The magic? You can generate one anywhere—your server, my laptop, someone's phone in rural Montana—and it'll be unique. No coordination needed. No central authority to check with. No database round-trip to get the next number.

How unique? There are about 340 undecillion possible v4 UUIDs. That's 340 followed by 36 zeros. You'd need to generate a billion per second for 85 years to have a 50% chance of one collision. I think we're good.

Wait, There Are Different Versions?

Yeah, this threw me off too. UUID has versions and they're not all created equal.

Version 1 uses your computer's MAC address plus a timestamp. Guaranteed unique but—here's the fun part—it leaks when and where it was generated. Probably don't use this unless you want people knowing your network card's fingerprint.

Version 4 is random. 122 bits of randomness (6 bits are used for version info). This is what most people mean when they say "UUID." It's what you probably want.

Version 5 is a hash of a namespace plus a name. Same inputs always produce the same output. Useful when you need deterministic IDs from strings—like generating a UUID from a URL.

Version 7 is the new hotness. Timestamp-based but sorted chronologically, which makes database indexes happier. If you're starting a new project in 2024+, worth considering.

For 95% of use cases? Just use v4. Random is fine.

When UUIDs Make Sense (And When They Don't)

Good ideas:

Generate IDs before database insert. You can start using the ID in your UI immediately—no waiting for the database to tell you what number you got. Great for optimistic updates.

Distributed systems. Multiple servers generating IDs without talking to each other? UUIDs handle this beautifully.
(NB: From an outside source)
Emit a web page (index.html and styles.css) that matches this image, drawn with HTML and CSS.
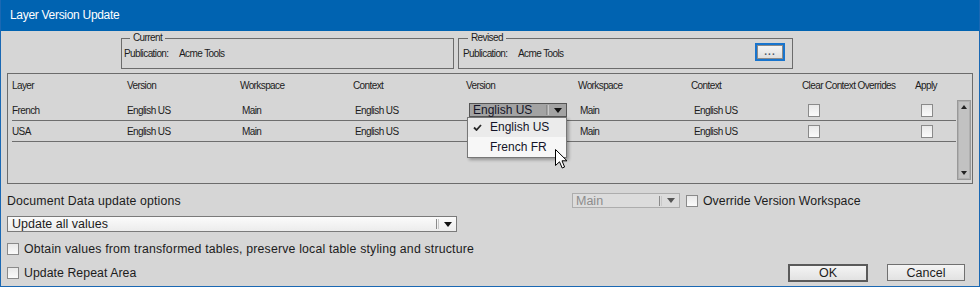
FILE: index.html
```html
<!DOCTYPE html>
<html lang="en">
<head>
  <meta charset="UTF-8">
  <title>Layer Version Update</title>
  <link rel="stylesheet" href="styles.css">
</head>
<body>
  <div class="dialog">
    <div class="titlebar">Layer Version Update</div>

    <div class="groups">
      <fieldset class="group group-current">
        <legend>Current</legend>
        <div class="pub">
          <span class="pub-label">Publication:</span>
          <span>Acme Tools</span>
        </div>
      </fieldset>
      <fieldset class="group group-revised">
        <legend>Revised</legend>
        <div class="pub">
          <span class="pub-label">Publication:</span>
          <span class="pub-name">Acme Tools</span>
          <button class="browse"><span class="dots">...</span></button>
        </div>
      </fieldset>
    </div>

    <div class="layers">
      <div class="grid layers-head">
        <span>Layer</span>
        <span>Version</span>
        <span>Workspace</span>
        <span>Context</span>
        <span>Version</span>
        <span>Workspace</span>
        <span>Context</span>
        <span>Clear Context Overrides</span>
        <span>Apply</span>
      </div>
      <div class="layers-body">
        <div class="rows">
          <div class="grid row">
            <span>French</span>
            <span>English US</span>
            <span class="indent">Main</span>
            <span class="indent">English US</span>
            <span>
              <span class="version-select">
                <span class="version-value">English US</span>
                <span class="select-sep"></span>
                <span class="select-arrow"></span>
                <div class="menu">
                  <div class="menu-item">
                    <svg class="tick" width="9" height="7" viewBox="0 0 9 7"><path d="M1 3.5 L3.5 6 L8 1" fill="none" stroke="#2a2a2a" stroke-width="1.8"/></svg>
                    English US
                  </div>
                  <div class="menu-item menu-item-hover">French FR</div>
                  <svg class="cursor" width="13" height="20" viewBox="0 0 13 20"><path d="M0.5 0.5 L0.5 16.5 L4.5 12.8 L7.2 19 L9.6 18 L7 11.8 L12 11.8 Z" fill="#fff" stroke="#000" stroke-width="1"/></svg>
                </div>
              </span>
            </span>
            <span class="indent">Main</span>
            <span class="indent-3">English US</span>
            <span><span class="check check-cell"></span></span>
            <span><span class="check check-cell"></span></span>
          </div>
          <div class="grid row">
            <span>USA</span>
            <span>English US</span>
            <span class="indent">Main</span>
            <span class="indent">English US</span>
            <span></span>
            <span class="indent">Main</span>
            <span class="indent-3">English US</span>
            <span><span class="check check-cell"></span></span>
            <span><span class="check check-cell"></span></span>
          </div>
        </div>
        <div class="scrollbar">
          <span class="scroll-up"></span>
          <span class="scroll-down"></span>
        </div>
      </div>
    </div>

    <div class="options-row">
      <span class="options-label">Document Data update options</span>
      <span class="select select-disabled">
        <span class="select-text">Main</span>
        <span class="select-sep"></span>
        <span class="select-arrow"></span>
      </span>
      <span class="check"></span>
      <span class="check-label">Override Version Workspace</span>
    </div>

    <div class="select select-wide">
      <span class="select-text">Update all values</span>
      <span class="select-sep"></span>
      <span class="select-arrow"></span>
    </div>

    <div class="check-row">
      <span class="check"></span>
      <span class="check-label">Obtain values from transformed tables, preserve local table styling and structure</span>
    </div>

    <div class="footer">
      <div class="check-row-inline">
        <span class="check"></span>
        <span class="check-label">Update Repeat Area</span>
      </div>
      <div class="buttons">
        <button class="btn btn-default">OK</button>
        <button class="btn">Cancel</button>
      </div>
    </div>
  </div>
</body>
</html>
```

FILE: styles.css
```css
body {
  margin: 0;
  padding: 0;
  font-family: "Liberation Sans", Arial, sans-serif;
  color: #1c1c1c;
}

.dialog {
  width: 980px;
  height: 287px;
  box-sizing: border-box;
  border: 1px solid #1a68b3;
  border-top: none;
  background-color: #d6d6d6;
  overflow: hidden;
}

.titlebar {
  height: 31px;
  line-height: 31px;
  margin: 0 -1px;
  padding-left: 10px;
  background-color: #0063b1;
  color: #fff;
  font-size: 12px;
  letter-spacing: -0.3px;
}

/* Current / Revised boxes */
.groups {
  display: flex;
  gap: 4px;
  margin: 1px 0 0 120px;
}

.group {
  margin: 0;
  padding: 0 2px 8px;
  border: 1px solid #6c6c6c;
  min-width: 0;
  font-size: 10px;
  letter-spacing: -0.6px;
}

.group-current {
  width: 327px;
}

.group-revised {
  width: 322px;
  padding-left: 4px;
  padding-right: 7px;
}

.group legend {
  margin-left: 6px;
  padding: 0 3px;
  line-height: 12px;
}

.group-revised legend {
  margin-left: 5px;
}

.pub {
  display: flex;
  align-items: center;
  height: 12px;
  margin-top: 4px;
  line-height: 12px;
}

.pub-label {
  width: 55px;
}

.pub-name {
  flex: 1;
}

.browse {
  box-sizing: border-box;
  display: flex;
  justify-content: center;
  align-items: flex-end;
  width: 30px;
  height: 18px;
  margin-bottom: 4px;
  padding: 0 0 3px;
  border: 2px solid #1874cd;
  box-shadow: inset 0 0 0 1px #8a8a8a;
  background: linear-gradient(#f6f6f6, #dcdcdc);
}

.dots {
  font-family: "Liberation Sans", Arial, sans-serif;
  font-size: 10px;
  font-weight: bold;
  line-height: 8px;
  letter-spacing: 1px;
  color: #4f5a6a;
}

/* layer table */
.layers {
  box-sizing: border-box;
  height: 111px;
  margin: 4px 6px 0;
  padding: 6px 1px 0 4px;
  border: 1px solid #6c6c6c;
  font-size: 10px;
  letter-spacing: -0.6px;
}

.grid {
  display: grid;
  grid-template-columns: 115px 113px 113px 113px 112px 113px 111px 113px 1fr;
  align-items: center;
}

.layers-head {
  line-height: 12px;
}

.layers-body {
  display: flex;
  margin-top: 8px;
}

.rows {
  flex: 1;
}

.row {
  height: 20px;
  border-bottom: 1px solid #6e6e6e;
}

.indent {
  padding-left: 2px;
}

.indent-3 {
  padding-left: 3px;
}

.version-select {
  position: relative;
  box-sizing: border-box;
  display: flex;
  align-items: center;
  width: 98px;
  height: 14px;
  margin-left: 3px;
  border: 1px solid #555;
  background-color: #a3a3a3;
  font-size: 12px;
  letter-spacing: 0;
  color: #141428;
}

.version-value {
  flex: 1;
  padding-left: 3px;
}

.select-sep {
  width: 1px;
  height: 10px;
  margin-right: 5px;
  border-left: 1px solid #8a8a8a;
  border-right: 1px solid #c8c8c8;
}

.select-arrow {
  width: 0;
  height: 0;
  margin-right: 4px;
  border-left: 4px solid transparent;
  border-right: 4px solid transparent;
  border-top: 5px solid #111;
}

.menu {
  position: absolute;
  top: 13px;
  left: -3px;
  width: 100px;
  box-sizing: border-box;
  border: 1px solid #777;
  background-color: #ebebeb;
  box-shadow: 2px 2px 3px rgba(0, 0, 0, 0.3);
  z-index: 2;
}

.menu-item {
  position: relative;
  height: 19px;
  line-height: 19px;
  padding-left: 22px;
}

.menu-item-hover {
  background-color: #f7f7f7;
  height: 20px;
  line-height: 20px;
}

.tick {
  position: absolute;
  left: 5px;
  top: 6px;
}

.cursor {
  position: absolute;
  left: 87px;
  top: 31px;
}

.check {
  display: inline-block;
  box-sizing: border-box;
  width: 12px;
  height: 12px;
  border: 1px solid #8a8a8a;
  background: linear-gradient(#e9e9e9, #fbfbfb);
  flex-shrink: 0;
}

.check-cell {
  display: block;
  height: 13px;
  margin-left: 6px;
}

.scrollbar {
  position: relative;
  box-sizing: border-box;
  width: 14px;
  height: 80px;
  margin-left: 1px;
  border: 1px solid #999;
  background-color: #c2c2c2;
  box-shadow: inset 1px 1px 0 #b0b0b0, inset -1px -1px 0 #b0b0b0;
}

.scroll-up,
.scroll-down {
  position: absolute;
  left: 3px;
  width: 0;
  height: 0;
  border-left: 3px solid transparent;
  border-right: 3px solid transparent;
}

.scroll-up {
  top: 4px;
  border-bottom: 4px solid #222;
}

.scroll-down {
  bottom: 4px;
  border-top: 4px solid #222;
}

/* bottom options */
.options-row {
  display: flex;
  align-items: center;
  height: 17px;
  margin: 8px 0 0 6px;
  font-size: 12.3px;
  letter-spacing: 0.15px;
}

.options-label {
  width: 565px;
}

.select {
  box-sizing: border-box;
  display: flex;
  align-items: center;
  border: 1px solid #7a7a7a;
  background: linear-gradient(#fbfbfb, #ececec);
  font-size: 12.5px;
  letter-spacing: 0;
}

.select-text {
  flex: 1;
  padding-left: 3px;
}

.select-disabled {
  width: 108px;
  height: 15px;
  border-color: #adadad;
  background: #dcdcdc;
  color: #8c8c8c;
}

.select-disabled .select-arrow {
  border-top-color: #555;
}

.select-disabled + .check {
  margin-left: 6px;
}

.check-label {
  margin-left: 5px;
  font-size: 12.3px;
  letter-spacing: 0.18px;
}

.options-row .check-label {
  letter-spacing: 0.05px;
}

.select-wide {
  width: 450px;
  height: 16px;
  margin: 7px 0 0 6px;
  font-size: 12.5px;
}

.select-wide .select-text {
  padding-left: 4px;
}

.check-row,
.check-row-inline {
  display: flex;
  align-items: center;
}

.check-row {
  height: 16px;
  margin: 9px 0 0 6px;
}

.check-row-inline .check-label {
  letter-spacing: 0.05px;
}

.footer {
  display: flex;
  justify-content: space-between;
  align-items: center;
  height: 18px;
  margin: 7px 14px 0 6px;
}

.buttons {
  display: flex;
  gap: 19px;
}

.btn {
  box-sizing: border-box;
  width: 78px;
  height: 17px;
  padding: 0;
  border: 1px solid #707070;
  background: linear-gradient(#f4f4f4, #e2e2e2);
  font-family: "Liberation Sans", Arial, sans-serif;
  font-size: 12.5px;
  color: #1c1c1c;
  line-height: 14px;
}

.btn-default {
  width: 80px;
  height: 18px;
  border: 2px solid #5a5a5a;
}
```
Public URLs. /users/123 tells attackers you have at least 123 users and they can probably scrape sequential IDs. /users/550e8400-e29b-41d4-a716-446655440000 tells them nothing.

Bad ideas:

Human-readable references. Order numbers, invoice IDs, ticket numbers—anything humans need to read aloud or type manually. "My order number is five-five-zero-e-eight-four..." Nobody wants that.

Storage-constrained systems. 16 bytes vs 4 bytes for a 32-bit int. Usually doesn't matter, but at massive scale in something like IoT with millions of devices, it adds up.

The Tool

UUID Generator — click button, get UUID. I use this constantly when seeding test data or mocking API responses. v4 by default because that's what you probably need.

UUID vs GUID: Same Thing, Different Name

Microsoft calls them GUIDs (Globally Unique Identifier). Everyone else calls them UUIDs. Format is identical. APIs might use either term. Don't let it confuse you—it's just branding.

Storage Gotchas

PostgreSQL has a native uuid type. Use it. MySQL... doesn't really. You'll store them as CHAR(36) for readable or BINARY(16) for efficient. I usually go CHAR because debugging is easier when you can actually read the IDs in your database client.

Always store lowercase. Technically UUIDs are case-insensitive, but if you mix cases, string comparisons will fail and you'll spend an afternoon figuring out why WHERE id = ? returns nothing.

Generate a UUID and stop using auto-increment for things that might ever need to be merged.